Donc l'accélération marche.

Après tout dépend comment tu as configuré fglrx (fglrxconfig). Si t'as forcé le FSAA par exemple. Sinon, t'as une 9600 gars, c'est pas non plus une bête de course (en plus je te rappelle que les perfs sont bien réduites sous linux avec fglrx par rapport au driver windows). Sans compter que t'as une résolution bien burnée (1280x1024).

Donc si t'es pas satisfait, retourne au 1024 voire moins, ou fait comme moi, trouve un coin de dur pour un xp dédié au jeu...

----------

## gbetous

 *El_Goretto wrote:*   

> Sinon, t'as une 9600 gars, c'est pas non plus une bête de course

 

heu... je veux bien, mais un drapeau tout con avec une image dessus a 2 images par secondes faut pas pousser !

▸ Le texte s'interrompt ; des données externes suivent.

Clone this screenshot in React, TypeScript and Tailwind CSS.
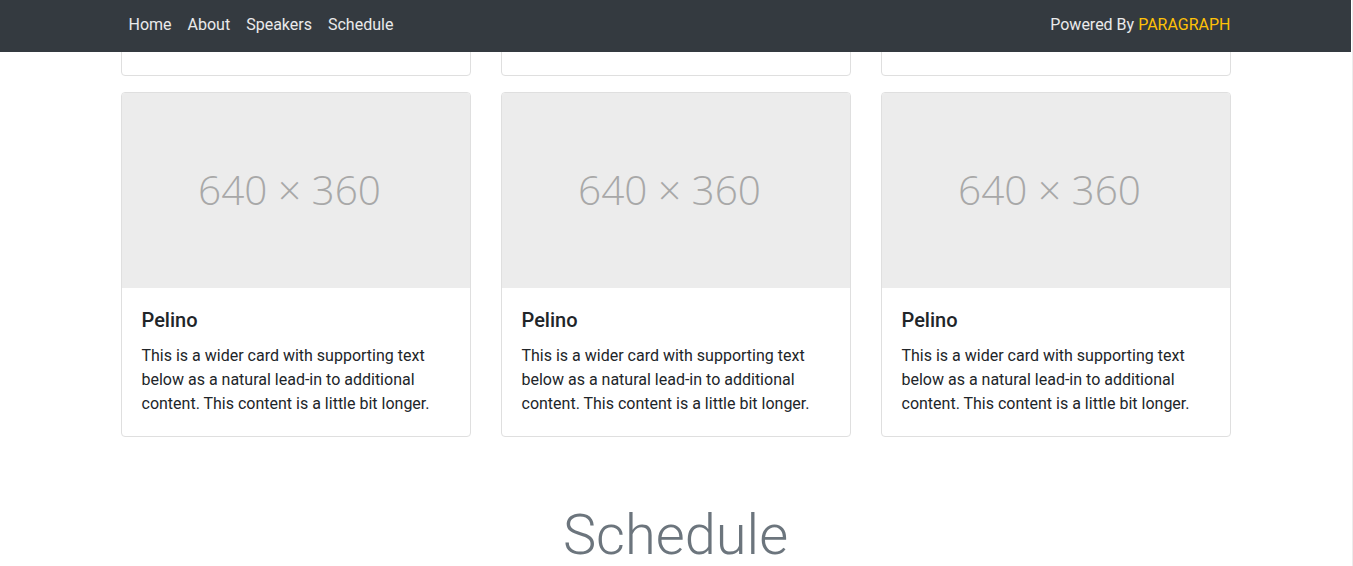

ca marche nickel avec une TNT2...

je me plonge dans le fglrxconfig alors   :Smile: 

gUI

----------

## El_Goretto

Si c'est le même drapeau auquel je pense, gaffe, il fait effectivement ramer méchamment, il doit avoir une taille collossale en fait au niveau polygones/textures.

Vaut mieux en essayer d'autres.

Ceci dit, j'ai laché fglrx pour radeon+xinerama ya peu, donc je peux pas donner d'info précise la dessus.

----------

## l.slysz

j'ai une radeon 9700 mobility dans mon portable (ça doit etre du meme niveau que ta radeon 9600), 

glxgears me donne 1900 fps en fenetre, la fenetre agrandie, ça tape entre 300 et 500 fps (1280x800)

tu dois avoir un probleme avec ton fglrx ....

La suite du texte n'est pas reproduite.